In the last month there has been probably more tweets and comments about the Bloomberg “Gamestop to J.C. Penney Shut Facebook Stores” article than almost any other social shopping news. The demise of Facebook commerce seems far overblown and certainly far over-reported.
For e-commerce to be social, it needs to thought of and imagined in a social way so the customer is engaged through innovative programs. Arguably, social commerce needs to actually be “social,” not simply an e-commerce purchase app placed inside a Facebook page. Businesses need to create social strategies and technologies that facilitate the overall social experience and leverage some of the social actions, such as friends sharing with friends.
We’re seeing many businesses and brands experimenting with social technology to create new and interesting social commerce experiences. Target’s “Give with Friends” app allows for a group-gifting, social-buying experience. The app is simple and allows groups of Facebook friends to chip in to buy and send Target gift cards that can be redeemed both in-store or through the Target e-commerce site.

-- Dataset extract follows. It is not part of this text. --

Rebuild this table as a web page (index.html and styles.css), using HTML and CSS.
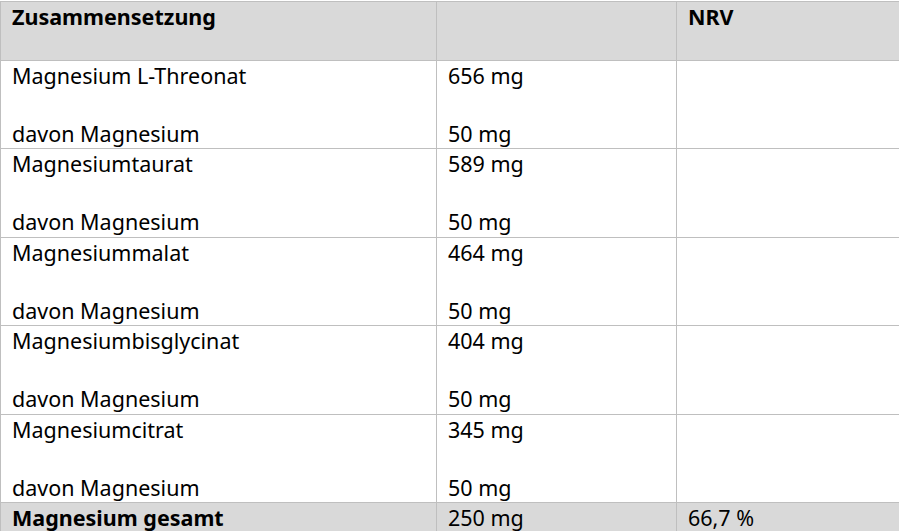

Coupons and discounts are going social, integrating into Facebook users’ data. Walmart went local, turning Facebook “likes” into targeted local sales. My Local Walmart through Walmart’s Facebook page allows consumers to choose their local Walmart location and get served deals and coupons based on their local store. AmEx’s “Link, Like, Love” application that launched last summer links Facebook users’ data with their AmEx card to deliver personal coupon deals, based on the cardmembers’ “likes” and interests. Most recently, AmEx launched a similar integration with Twitter allowing AmEx cardmembers to sync their cards with their Twitter account at sync.americanexpress.com/twitter. Once a card is synced with Twitter, users can tweet specified hashtags to a select group of participating merchants in order to unlock various discounts. These examples demonstrate an innovative “social” approach to social commerce.
Heinz Soup UK, a family-stable, non-e-commerce brand, managed to rethink and create a social commerce application successfully with a promotional sampling program, or as it is sometimes called: a pop-up gift shop. The brand enabled consumers from its Facebook page to buy and send personalized cans of “Get Well” soup to their friends. In a four-week period, it got 2,127 sales, one sale per eight fans, and a 200 percent (32,8210) increase in Facebook “likes.” Though the program is more likely to be positioned as a brand loyalty program that generated tremendous PR buzz in the U.K., there is no denying the clever social commerce element. Heinz successfully rethought the process and delivered a friends-sharing-with-friends social experience.
With the relaunch of Facebook Pages, Facebook also launched a group of social tools that can be used to support social commerce; most notably Facebook Offers, Facebook Interest Lists, and Facebook Mobile carrier billing on Facebook-based transactions.
Facebook Offers allows businesses, brands, and other page owners to share discounts and offers with their fans that can be accepted from their web or mobile newsfeed. Making an offer is as easy as creating a status update. One click (or tap on mobile) sends the offer to users’ email account and then they use it at the business’s brick-and-mortar location or other point of purchase. Though it doesn’t cost anything to create, post, or claim an offer, a business can promote the offer through reach generator ads to a wider targeted audience.
Facebook Interest Lists are curated lists that are specific to a particular topic. Below is an example of a shopping Interest List that follows a variety of retail Facebook pages. Any Facebook user can create their own list and other Facebook users can subscribe to that list if it is public. Any user can now follow their favorite brands and retailer pages with their own Interest List and see the Facebook Offers these brands and retailers have.
The focus so far for retailers has been largely Facebook commerce on the desktop. Facebook mobile commerce is just beginning to warm up, with over 425 million users accessing Facebook through their mobile device and more than 475 mobile operators deploying and promoting Facebook Mobile products. At the Barcelona Mobile World Congress, Facebook announced that it’s partnering with mobile carriers to offer carrier billing on Facebook-based transactions. Mobile social commerce, here we come with Open Graph everywhere. The new system has the potential to make it exponentially easier for buyers to make the purchases and for developers to develop apps for Facebook Mobile. As social commerce extends beyond the desktop into mobile, we’ll begin to see consumers connect where they buy with their social graph through their social networks.
The solutions to social marketing technology including social commerce are not always obvious and require a lot of experimentation. Innovation comes with many people being innovative. Kudos to the brands, marketers, retailers, and developers who are being innovative; social commerce is clearly a work in progress.